INSTITUTIONAL ARRANGEMENTS FOR COMMUNITY

DEVELOPMENT AND LOCAL SELF-GOVERNMENT:

 The local self-governing bodies, village Panchayets, the Union Board, Thana Coordination Body, District Board-shall be integrated with the Community Development Projects. These local self-governing bodies seem to be the appropriate institutional mechanisms for this purpose.

 The fundamental assumption on which the whole edifice of local self-governing bodies are based is that good government is no substitute for self-government. It begins by admitting the obvious fact that all problems are not central in their incident, and that to leave to the Central Government the decision of problems which affect only a portion of the Community is to destroy in that portion the sense of responsibility and the habit of inventiveness. The inhabitants of a given area need a consiousness of a common purpose, a sense of the needs of the neighborhood, which only they can fully know. They then find that the power to satisfy them of themselves gives to them a quality of vigour far greater in the happiness it produces than would be the case if satisfaction were always provided by, or controlled from, without. Because administrations firm without lacks the vitalizing ability to be responsible to local opinion; it misses shades and expressions of thought which are urgent to successful government. It lacks the genius of the place. It does no elicit creative support from those over whom it rules. It makes for mechanical uniformity, an effort to apply similar rules to unsimilar things.
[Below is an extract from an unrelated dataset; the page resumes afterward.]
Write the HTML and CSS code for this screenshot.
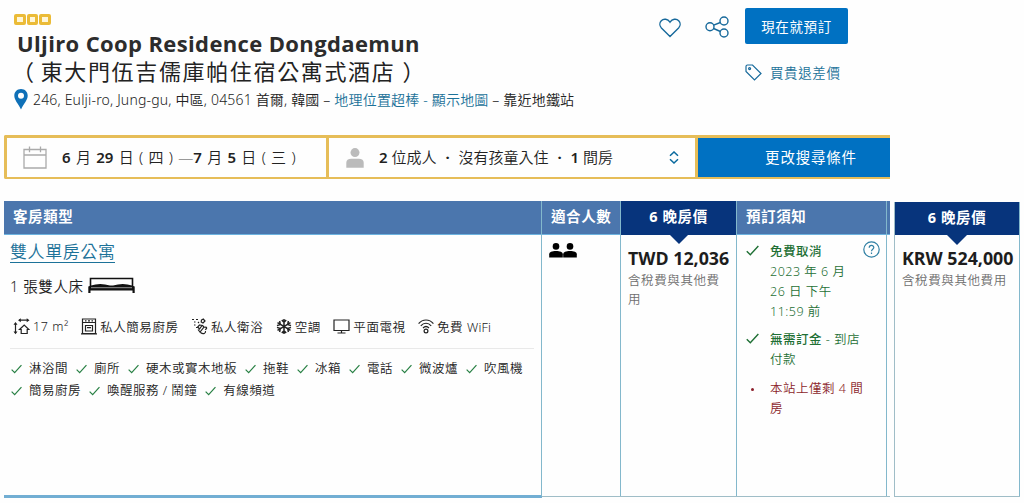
FILE: index.html
```
<!DOCTYPE html>
<html lang="zh-TW">
<head>
    <meta charset="UTF-8">
    <meta name="viewport" content="width=device-width, initial-scale=1.0">
    <title>Uljiro Coop Residence Dongdaemun</title>
    <link rel="stylesheet" href="styles.css">
</head>
<body>
    <svg width="0" height="0" class="symbols">
        <symbol id="check" viewBox="0 0 12 10"><path d="M.7 5.6 4 9 11.4.8" fill="none" stroke="currentColor" stroke-width="1.3"/></symbol>
        <symbol id="person" viewBox="0 0 14 15"><circle cx="7" cy="3.4" r="3.3"/><path d="M.2 14.6v-3.4C.2 9.2 3 8 7 8s6.800 1.200 6.800 3.200v3.400z"/></symbol>
    </svg>

    <!-- Header -->
    <header class="header">
        <div class="hotel">
            <div class="rating">
                <span></span><span></span><span></span>
            </div>
            <h1 class="hotel-name">Uljiro Coop Residence Dongdaemun</h1>
            <div class="hotel-name-zh"><span class="paren-l">（</span>東大門伍吉儒庫帕住宿公寓式酒店<span class="paren-r">）</span></div>
            <div class="address">
                <svg class="pin" width="14" height="21" viewBox="0 0 14 21"><path fill="#0f70b7" fill-rule="evenodd" d="M7 0C3 0 .3 2.900.3 6.800.3 11 4 14.500 7 20.500 10 14.500 13.700 11 13.700 6.800 13.700 2.900 11 0 7 0zm0 3.800a3 3 0 1 1 0 6 3 3 0 0 1 0-6z"/></svg>
                <span>246, Eulji-ro, Jung-gu, </span><span>中區, 04561 首爾, 韓國 – </span><a>地理位置超棒</a><a> - </a><a>顯示地圖</a><span> – 靠近地鐵站</span>
            </div>
        </div>
        <div class="actions">
            <div class="action-row">
                <svg class="heart" width="22" height="20" viewBox="0 0 22 20"><path d="M11 18.500 2.400 10C.3 7.800.5 4.600 2.300 2.700 4.700.3 8.700.9 11 4.200 13.300.9 17.300.3 19.700 2.700c1.800 1.900 2 5.100-.1 7.300z"/></svg>
                <svg class="share" width="24" height="22" viewBox="0 0 24 22"><circle cx="5" cy="10.700" r="4"/><circle cx="19" cy="5" r="4"/><circle cx="19" cy="17" r="4"/><path d="m8.700 9.200 6.600-2.700M8.600 12.500l6.800 3"/></svg>
                <button class="book-btn">現在就預訂</button>
            </div>
            <div class="price-match">
                <svg width="17" height="17" viewBox="0 0 17 17"><path d="M1 2.500Q1 1 2.500 1h5L16 9.500 9.500 16 1 7.500z"/><circle cx="4.600" cy="4.600" r="1"/></svg>
                <a>買貴退差價</a>
            </div>
        </div>
    </header>

    <!-- Search bar -->
    <div class="search">
        <div class="search-dates">
            <svg width="24" height="23" viewBox="0 0 24 23"><path d="M1 3.500h22V22H1zM1 9h22M6.500.5v5.800M17.500.5v5.800" fill="none" stroke="#aaa" stroke-width="1.300"/></svg>
            <div class="dates"><b>6</b> 月 <b>29</b> 日 ( 四 ) <i>—</i><b>7</b> 月 <b>5</b> 日 ( 三 )</div>
        </div>
        <div class="search-guests">
            <svg width="18" height="20" viewBox="0 0 18 20" fill="#bbb"><circle cx="9" cy="4.600" r="4.500"/><path d="M.3 19.800v-5q0-4 5-4h7.400q5 0 5 4v5z"/></svg>
            <div class="guests"><b>2</b> 位成人 <i>·</i> 沒有孩童入住 <i>·</i> <b>1</b> 間房</div>
            <svg class="updown" width="10" height="13" viewBox="0 0 10 13"><path d="M1 4.800 5 1l4 3.800M1 8.200 5 12l4-3.800" fill="none" stroke="#0a6a9e" stroke-width="1.500"/></svg>
        </div>
        <button class="search-btn">更改搜尋條件</button>
    </div>

    <!-- Room tables -->
    <main class="rooms">
        <div class="table">
            <div class="col col-room">
                <div class="th">客房類型</div>
                <div class="room">
                    <a class="room-name">雙人單房公寓</a>
                    <div class="beds">
                        <span>1 張雙人床</span>
                        <svg width="47" height="17" viewBox="0 0 47 17"><path d="M2.500 9V1.500h42V9" fill="none" stroke="#111" stroke-width="1.600"/><path d="M.3 9.500 3 8.500q9-3 19 0h3q10-3 19 0l2.700 1V16H44.500v-2.500H2.500V16H.3z" fill="#111"/><path d="M3 10.700h41" stroke="#ccc" stroke-width=".7"/></svg>
                    </div>
                    <div class="facilities">
                        <div class="facility">
                            <svg width="17" height="17" viewBox="0 0 17 17"><path d="M6 2.200h9M2.500 5v10M6.500 11.500l4.700-4.500 4.700 4.500h-1.700v4h-6v-4z"/><path class="solid" d="M7.800.2v4L5 2.200zM13.700.2v4l2.800-2zM.5 6.800h4L2.500 4zM.5 13.500h4l-2 2.800z"/></svg>
                            <span>17 m²</span>
                        </div>
                        <div class="facility">
                            <svg width="16" height="17" viewBox="0 0 16 17"><path d="M1.500 1h13v14.500h-13zM1.500 4.500h13M4.500 7.500h7v5.500h-7zM6 9.700h4M4 2.800h1.500M7 2.800h2M10.500 2.800H12M0 15.800h16"/></svg>
                            <span>私人簡易廚房</span>
                        </div>
                        <div class="facility">
                            <svg width="17" height="17" viewBox="0 0 17 17"><path d="M1 1.500h2M5 1.500h2M3 4h1.500M3 7h1.500M5 9.500h1.500M7 4l1 1M10.500 2l1.800-1 1.700 2-2 2-1.800-1zM8.500 7l2.500.5-2.500 3.500-1.800-2zM11.500 7.500l1.500 1.500-4 5-2-2.500M13.500 9.500c2.500-1.500 3 1.500.5 2M9.500 14.500c3 2.500 5.500.5 5-1.500"/></svg>
                            <span>私人衛浴</span>
                        </div>
                        <div class="facility">
                            <svg width="16" height="17" viewBox="0 0 16 17"><path d="M8 1v15M1.500 4.700l13 7.600M14.500 4.700l-13 7.600M5.800 2 8 4.300 10.200 2M5.800 15 8 12.700l2.200 2.300M1 7.600l3.300-1.200L3.600 3M15 9.400l-3.300 1.200.7 3.400M15 7.600l-3.300-1.200.7-3.400M1 9.400l3.300 1.200-.7 3.400" stroke-width="1.500"/></svg>
                            <span>空調</span>
                        </div>
                        <div class="facility">
                            <svg width="17" height="15" viewBox="0 0 17 15"><path d="M1 1h15v10.500H1zM8.500 11.500V14M4.500 14h8"/></svg>
                            <span>平面電視</span>
                        </div>
                        <div class="facility">
                            <svg width="16" height="15" viewBox="0 0 16 15"><path d="M.6 4.600c4-4.800 10.800-4.800 14.800 0M2.800 6.800c3-3.400 7.400-3.400 10.400 0M5 9c2-2 4-2 6 0"/><circle cx="8" cy="12" r="1.900"/></svg>
                            <span>免費 <em>WiFi</em></span>
                        </div>
                    </div>
                    <ul class="amenities">
                        <li><svg><use href="#check"/></svg>淋浴間</li>
                        <li><svg><use href="#check"/></svg>廁所</li>
                        <li><svg><use href="#check"/></svg>硬木或實木地板</li>
                        <li><svg><use href="#check"/></svg>拖鞋</li>
                        <li><svg><use href="#check"/></svg>冰箱</li>
                        <li><svg><use href="#check"/></svg>電話</li>
                        <li><svg><use href="#check"/></svg>微波爐</li>
                        <li><svg><use href="#check"/></svg>吹風機</li>
                        <li><svg><use href="#check"/></svg>簡易廚房</li>
                        <li><svg><use href="#check"/></svg>喚醒服務 / 鬧鐘</li>
                        <li><svg><use href="#check"/></svg>有線頻道</li>
                    </ul>
                </div>
            </div>
            <div class="col col-guests">
                <div class="th">適合人數</div>
                <div class="people">
                    <svg width="14" height="15"><use href="#person"/></svg>
                    <svg width="14" height="15"><use href="#person"/></svg>
                </div>
            </div>
            <div class="col col-price">
                <div class="th th-price">6 晚房價</div>
                <div class="price">TWD 12,036</div>
                <div class="tax">含稅費與其他費用</div>
            </div>
            <div class="col col-notes">
                <div class="th">預訂須知</div>
                <ul class="notes">
                    <li class="note">
                        <svg><use href="#check"/></svg>
                        <div><b>免費取消</b><br>2023 年 6 月<br>26 日 下午<br>11:59 前</div>
                        <svg class="help" viewBox="0 0 17 17"><circle cx="8.500" cy="8.500" r="7.700"/><path d="M6.200 6.700c0-3 4.600-3 4.600-.2 0 1.700-2.300 1.700-2.300 3.700M8.500 11.500V13"/></svg>
                    </li>
                    <li class="note">
                        <svg><use href="#check"/></svg>
                        <div><b>無需訂金</b> - 到店<br>付款</div>
                    </li>
                    <li class="note note-red">
                        <span class="dot"></span>
                        <div>本站上僅剩 4 間<br>房</div>
                    </li>
                </ul>
            </div>
            <div class="col col-edge"><div class="th"></div></div>
        </div>

        <div class="table table-krw">
            <div class="col col-price">
                <div class="th th-price">6 晚房價</div>
                <div class="price">KRW 524,000</div>
                <div class="tax">含稅費與其他費用</div>
            </div>
        </div>
    </main>
</body>
</html>
```
FILE: styles.css
```
* {
    box-sizing: border-box;
}

body {
    margin: 0;
    width: 1024px;
    height: 503px;
    overflow: hidden;
    background: #fefefe;
    color: #222;
    font-family: "Noto Sans", "Noto Sans CJK TC", sans-serif;
    font-size: 12.5px;
    font-weight: 350;
    white-space: nowrap;
}

svg {
    flex: none;
    display: block;
}

.symbols {
    position: absolute;
}

button {
    border: 0;
    padding: 0;
    font-family: inherit;
    color: #fff;
    background: #0071c2;
}

ul {
    list-style: none;
    margin: 0;
    padding: 0;
}

a {
    color: #1c7299;
}

/* Header */
.header {
    display: flex;
    height: 135px;
}

.hotel {
    width: 658px;
    padding: 14px 0 0 14px;
}

.rating {
    display: flex;
    gap: 1px;
    height: 11px;
}

.rating span {
    width: 11.5px;
    height: 11px;
    border: 3.5px solid #ebbb37;
    border-radius: 2px;
    background: #fff6d8;
}

.hotel-name {
    margin: 4px 0 0 3px;
    font-family: "Open Sans", sans-serif;
    font-size: 22px;
    line-height: 28px;
    letter-spacing: .37px;
    color: #2c2c2c;
}

.hotel-name-zh {
    margin-left: 4px;
    font-size: 22px;
    font-weight: 400;
    line-height: 28px;
    letter-spacing: 1.65px;
}

.paren-l {
    margin: 0 5px 0 -6px;
}

.paren-r {
    margin-left: 7px;
}

.address {
    display: flex;
    align-items: center;
    margin-top: 3px;
    height: 22px;
    font-size: 14px;
    letter-spacing: .18px;
    white-space: pre;
}

.pin {
    margin-right: 5px;
}

.actions {
    padding-top: 8px;
}

.action-row {
    display: flex;
    height: 37px;
}

.heart,
.share,
.price-match svg {
    fill: none;
    stroke: #17699b;
    stroke-width: 1.4;
}

.heart {
    margin: 10px 24px 0 1px;
}

.share {
    margin: 8px 16px 0 0;
}

.book-btn {
    width: 103px;
    height: 36px;
    border-radius: 2px;
    font-size: 13.5px;
    letter-spacing: .6px;
}

.price-match {
    display: flex;
    align-items: center;
    gap: 8px;
    margin: 16px 0 0 87px;
    height: 22px;
    font-size: 13.5px;
    letter-spacing: .6px;
}

.price-match svg {
    stroke-width: 1.2;
}

/* Search bar */
.search {
    display: flex;
    width: 886px;
    height: 44px;
    margin-left: 4px;
    border: solid #e6bd58;
    border-width: 3px 0 2px 3px;
    border-radius: 2px 0 0 2px;
    font-size: 15px;
}

.search-dates,
.search-guests {
    display: flex;
    align-items: center;
    border-right: 3px solid #e6bd58;
}

.search-dates {
    width: 322px;
    padding-left: 16px;
}

.search-guests {
    width: 369px;
    padding: 0 16px 0 17px;
}

.search b {
    font-weight: 600;
}

.dates,
.guests {
    margin: -2px 0 0 15px;
}

.dates {
    word-spacing: 1.4px;
}

.search i {
    font-style: normal;
}

.dates i {
    color: #999;
}

.guests i {
    margin: 0 5px;
    font-weight: 700;
}

.updown {
    margin-left: auto;
}

.search-btn {
    flex: 1;
    padding: 0 0 2px 34px;
    font-size: 14.5px;
    letter-spacing: .8px;
}

/* Room tables */
.rooms {
    display: flex;
    align-items: flex-start;
    gap: 4px;
    padding: 22px 0 0 4px;
}

.table {
    display: flex;
    height: 296px;
    border-bottom: 1px solid #9fbdc7;
}

.col {
    border-right: 1px solid #83b8cc;
}

.th {
    height: 34px;
    padding-left: 9px;
    border-bottom: 1px solid #6db3df;
    background: #4b76ad;
    color: #fff;
    font-size: 14.5px;
    font-weight: 700;
    line-height: 31px;
    letter-spacing: .6px;
}

.th-price {
    position: relative;
    padding: 0;
    border-bottom-color: #07357c;
    background: #07347c;
    text-align: center;
}

/* notch below the price header */
.th-price::after {
    content: "";
    position: absolute;
    top: 33px;
    left: 50%;
    margin-left: -10px;
    border: 10px solid transparent;
    border-top-color: #07347c;
    border-bottom: 0;
}

.col-room {
    width: 538px;
    height: 297px;
    border-bottom: 3px solid #72aed3;
}

.col-guests {
    width: 79px;
}

.col-price {
    width: 116px;
}

.col-notes {
    width: 150px;
}

.col-edge {
    width: 3px;
    border-right: 0;
}

.col-edge .th {
    padding: 0;
}

.room {
    padding: 4px 7px 0 6px;
}

.room-name {
    display: block;
    width: 105px;
    height: 24px;
    border-bottom: 1.5px solid #1c7299;
    font-size: 17px;
    line-height: 26px;
    letter-spacing: .6px;
}

.beds {
    display: flex;
    align-items: center;
    gap: 4px;
    height: 24px;
    margin-top: 10px;
    font-size: 14.5px;
    letter-spacing: .6px;
}

.facilities {
    display: flex;
    align-items: center;
    height: 42px;
    margin: 10px 0 9px;
    padding: 0 0 2px 3px;
    border-bottom: 1px solid #e9e9e9;
    letter-spacing: .55px;
}

.facility {
    display: flex;
    align-items: center;
    gap: 3px;
    margin-right: 12.5px;
}

.facility em {
    font-style: normal;
    letter-spacing: .2px;
}

.facility svg {
    fill: none;
    stroke: #222;
    stroke-width: 1.2;
}

.facility .solid {
    fill: #222;
    stroke: none;
}

.amenities {
    display: flex;
    flex-wrap: wrap;
    padding-left: 1px;
    line-height: 22px;
    letter-spacing: .5px;
}

.amenities li {
    display: flex;
    align-items: center;
    margin-right: 8px;
}

.amenities svg {
    width: 11px;
    height: 10px;
    margin: 0 7px 0 0;
    color: #288044;
}

.people {
    display: flex;
    padding: 8px 0 0 7px;
}

.price {
    margin: 11px 0 0 7px;
    color: #1d1d1d;
    font-family: "Open Sans", sans-serif;
    font-size: 17.8px;
    font-weight: 700;
    line-height: 24px;
}

.tax {
    margin: 1px 10px 0 7px;
    color: #6f6f6f;
    line-height: 19px;
    letter-spacing: .6px;
    white-space: normal;
}

.notes {
    padding: 7px 0 0 9px;
    color: #1f7035;
    line-height: 20px;
    letter-spacing: .5px;
}

.note {
    display: flex;
    margin-bottom: 8px;
}

.note b {
    font-weight: 500;
}

.note svg {
    width: 13px;
    height: 11px;
    margin: 3px 11px 0 0;
}

.note .help {
    width: 17px;
    height: 17px;
    margin: -1px 6px 0 auto;
    fill: none;
    stroke: #2f7fa3;
    stroke-width: 1.2;
}

.note-red {
    margin-top: 9px;
    color: #8c1f2b;
}

.dot {
    width: 3px;
    height: 3px;
    margin: 9px 16px 0 5px;
    border-radius: 50%;
    background: #8c1f2b;
}

.table-krw {
    height: 295px;
    margin-top: 1px;
    border-left: 1px solid #9fbdc7;
}

.table-krw .col-price {
    width: 125px;
}

.table-krw .th-price {
    height: 33px;
}

.table-krw .tax {
    white-space: nowrap;
}
```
It is too distant from the thing to be done to awaken interest from those concerned in the process of doing it. Centralized management of local affairs may well provoke indignation, and it can never elicit creative support which constitutes ethics of Local Self-Government and Community Development.

Some problems:

 1. The Area: The area of Local Self-Government should be as small as possible.

 2. Constitution of local bodies at the village and district level.

  a) (i) Village Panchaycts, headed by member elected from that village forth Union Board, to be responsible for all village level development and administrative functions.

  (ii) The Base Workers, trained in Youth Camp, will work in their own villages in a locally organized Rural Development Programme.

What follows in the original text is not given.